→ What is asked
Leave out the images and repeat the listing below without a single change.

→ Data lines
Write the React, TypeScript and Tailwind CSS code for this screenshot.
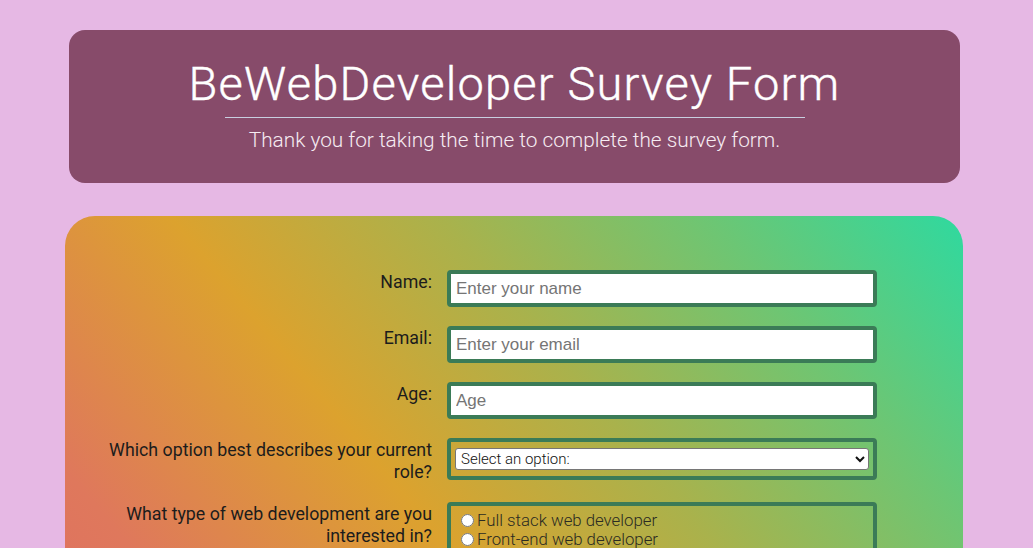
import React from 'react'

const labelCls =
  "w-[340px] shrink-0 pt-[1px] text-right text-[17.8px] leading-[22px] text-[#1c1c1c] [font-family:Roboto,'Liberation_Sans',sans-serif]"

const inputCls =
  "h-[37px] w-[430px] rounded-[4px] border-4 border-[#3b7b57] bg-white px-[5px] text-[17px] text-[#222] placeholder:text-[#757575] outline-none [font-family:'Liberation_Sans',Arial,sans-serif]"

const boxCls = 'w-[430px] rounded-[4px] border-4 border-[#3b7b57]'

const Row = ({ label, children }: { label: string; children: React.ReactNode }): React.ReactNode => (
  <div className="flex items-start gap-[15px]">
    <label className={labelCls}>{label}</label>
    {children}
  </div>
)

const roles = ['Full stack web developer', 'Front-end web developer', 'Back-end web developer', 'Not sure yet']
const langs = ['HTML', 'CSS', 'JavaScript', 'Python', 'PHP', 'Other']

const App = (): React.ReactNode => {
  return (
    <div className="min-h-screen bg-[#e6b8e4] pt-[30px] pb-10 [font-family:Roboto,'Liberation_Sans',sans-serif]">
      <header className="ml-[69px] flex w-[891px] flex-col items-center rounded-[16px] bg-[#874b6a] pt-[26px] pb-[31px]">
        <h1 className="text-[47px] leading-[56px] font-light tracking-[1.2px] text-white [-webkit-text-stroke:0.4px_white]">
          BeWebDeveloper Survey Form
        </h1>
        <hr className="mt-[5px] w-[580px] border-t-[1.5px] border-[#c8cfe0]" />
        <p className="mt-[10px] text-[20.8px] leading-[24px] font-light text-[#f6ecf2]">
          Thank you for taking the time to complete the survey form.
        </p>
      </header>

      <form className="mt-[33px] ml-[65px] flex min-h-[820px] w-[898px] flex-col gap-[19px] rounded-[30px] bg-[linear-gradient(50deg,#e0606a_0%,#df785c_30%,#dca22e_50%,#a9b24c_67%,#6cc674_84%,#2fd99f_100%)] pt-[54px] pb-[50px] pl-[27px]">
        <Row label="Name:">
          <input className={inputCls} placeholder="Enter your name" type="text" />
        </Row>
        <Row label="Email:">
          <input className={inputCls} placeholder="Enter your email" type="email" />
        </Row>
        <Row label="Age:">
          <input className={inputCls} placeholder="Age" type="number" />
        </Row>
        <Row label="Which option best describes your current role?">
          <div className={`${boxCls} px-[4px] py-[5px]`}>
            <select
              className="h-[22px] w-full rounded-[3px] border border-[#767676] bg-white pl-[1px] text-[15px] font-light text-[#111]"
              defaultValue=""
            >
              <option value="">Select an option:</option>
              <option>Student</option>
              <option>Full time job</option>
              <option>Full time learner</option>
              <option>Prefer not to say</option>
              <option>Other</option>
            </select>
          </div>
        </Row>
        <Row label="What type of web development are you interested in?">
          <div className={`${boxCls} flex flex-col px-[6px] pt-[5px] pb-[8px]`}>
            {roles.map(r => (
              <label key={r} className="flex items-center text-[16.8px] leading-[19px] font-light text-[#2b2b22]">
                <input className="mr-[3px] ml-[4px] h-[13px] w-[13px]" name="dev" type="radio" />
                {r}
              </label>
            ))}
          </div>
        </Row>
        <Row label="Which languages would you like to learn?">
          <div className={`${boxCls} flex flex-col px-[6px] pt-[5px] pb-[8px]`}>
            {langs.map(l => (
              <label key={l} className="flex items-center text-[16.8px] leading-[19px] font-light text-[#2b2b22]">
                <input className="mr-[3px] ml-[4px] h-[13px] w-[13px]" type="checkbox" />
                {l}
              </label>
            ))}
          </div>
        </Row>
        <Row label="Any comments or suggestions?">
          <textarea
            className="h-[110px] w-[430px] rounded-[4px] border-4 border-[#3b7b57] bg-white px-[5px] py-[4px] text-[17px] placeholder:text-[#757575] [font-family:'Liberation_Sans',Arial,sans-serif]"
            placeholder="Enter your comment here..."
          />
        </Row>
        <div className="flex pl-[355px]">
          <button
            className="h-[42px] w-[430px] rounded-[4px] border-4 border-[#3b7b57] bg-[#874b6a] text-[18px] text-white"
            type="submit"
          >
            Submit
          </button>
        </div>
      </form>
    </div>
  )
}

export default App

→ Response to the exercise
Write the React, TypeScript and Tailwind CSS code for this screenshot.
import React from 'react'

const labelCls =
  "w-[340px] shrink-0 pt-[1px] text-right text-[17.8px] leading-[22px] text-[#1c1c1c] [font-family:Roboto,'Liberation_Sans',sans-serif]"

const inputCls =
  "h-[37px] w-[430px] rounded-[4px] border-4 border-[#3b7b57] bg-white px-[5px] text-[17px] text-[#222] placeholder:text-[#757575] outline-none [font-family:'Liberation_Sans',Arial,sans-serif]"

const boxCls = 'w-[430px] rounded-[4px] border-4 border-[#3b7b57]'

const Row = ({ label, children }: { label: string; children: React.ReactNode }): React.ReactNode => (
  <div className="flex items-start gap-[15px]">
    <label className={labelCls}>{label}</label>
    {children}
  </div>
)

const roles = ['Full stack web developer', 'Front-end web developer', 'Back-end web developer', 'Not sure yet']
const langs = ['HTML', 'CSS', 'JavaScript', 'Python', 'PHP', 'Other']

const App = (): React.ReactNode => {
  return (
    <div className="min-h-screen bg-[#e6b8e4] pt-[30px] pb-10 [font-family:Roboto,'Liberation_Sans',sans-serif]">
      <header className="ml-[69px] flex w-[891px] flex-col items-center rounded-[16px] bg-[#874b6a] pt-[26px] pb-[31px]">
        <h1 className="text-[47px] leading-[56px] font-light tracking-[1.2px] text-white [-webkit-text-stroke:0.4px_white]">
          BeWebDeveloper Survey Form
        </h1>
        <hr className="mt-[5px] w-[580px] border-t-[1.5px] border-[#c8cfe0]" />
        <p className="mt-[10px] text-[20.8px] leading-[24px] font-light text-[#f6ecf2]">
          Thank you for taking the time to complete the survey form.
        </p>
      </header>

      <form className="mt-[33px] ml-[65px] flex min-h-[820px] w-[898px] flex-col gap-[19px] rounded-[30px] bg-[linear-gradient(50deg,#e0606a_0%,#df785c_30%,#dca22e_50%,#a9b24c_67%,#6cc674_84%,#2fd99f_100%)] pt-[54px] pb-[50px] pl-[27px]">
        <Row label="Name:">
          <input className={inputCls} placeholder="Enter your name" type="text" />
        </Row>
        <Row label="Email:">
          <input className={inputCls} placeholder="Enter your email" type="email" />
        </Row>
        <Row label="Age:">
          <input className={inputCls} placeholder="Age" type="number" />
        </Row>
        <Row label="Which option best describes your current role?">
          <div className={`${boxCls} px-[4px] py-[5px]`}>
            <select
              className="h-[22px] w-full rounded-[3px] border border-[#767676] bg-white pl-[1px] text-[15px] font-light text-[#111]"
              defaultValue=""
            >
              <option value="">Select an option:</option>
              <option>Student</option>
              <option>Full time job</option>
              <option>Full time learner</option>
              <option>Prefer not to say</option>
              <option>Other</option>
            </select>
          </div>
        </Row>
        <Row label="What type of web development are you interested in?">
          <div className={`${boxCls} flex flex-col px-[6px] pt-[5px] pb-[8px]`}>
            {roles.map(r => (
              <label key={r} className="flex items-center text-[16.8px] leading-[19px] font-light text-[#2b2b22]">
                <input className="mr-[3px] ml-[4px] h-[13px] w-[13px]" name="dev" type="radio" />
                {r}
              </label>
            ))}
          </div>
        </Row>
        <Row label="Which languages would you like to learn?">
          <div className={`${boxCls} flex flex-col px-[6px] pt-[5px] pb-[8px]`}>
            {langs.map(l => (
              <label key={l} className="flex items-center text-[16.8px] leading-[19px] font-light text-[#2b2b22]">
                <input className="mr-[3px] ml-[4px] h-[13px] w-[13px]" type="checkbox" />
                {l}
              </label>
            ))}
          </div>
        </Row>
        <Row label="Any comments or suggestions?">
          <textarea
            className="h-[110px] w-[430px] rounded-[4px] border-4 border-[#3b7b57] bg-white px-[5px] py-[4px] text-[17px] placeholder:text-[#757575] [font-family:'Liberation_Sans',Arial,sans-serif]"
            placeholder="Enter your comment here..."
          />
        </Row>
        <div className="flex pl-[355px]">
          <button
            className="h-[42px] w-[430px] rounded-[4px] border-4 border-[#3b7b57] bg-[#874b6a] text-[18px] text-white"
            type="submit"
          >
            Submit
          </button>
        </div>
      </form>
    </div>
  )
}

export default App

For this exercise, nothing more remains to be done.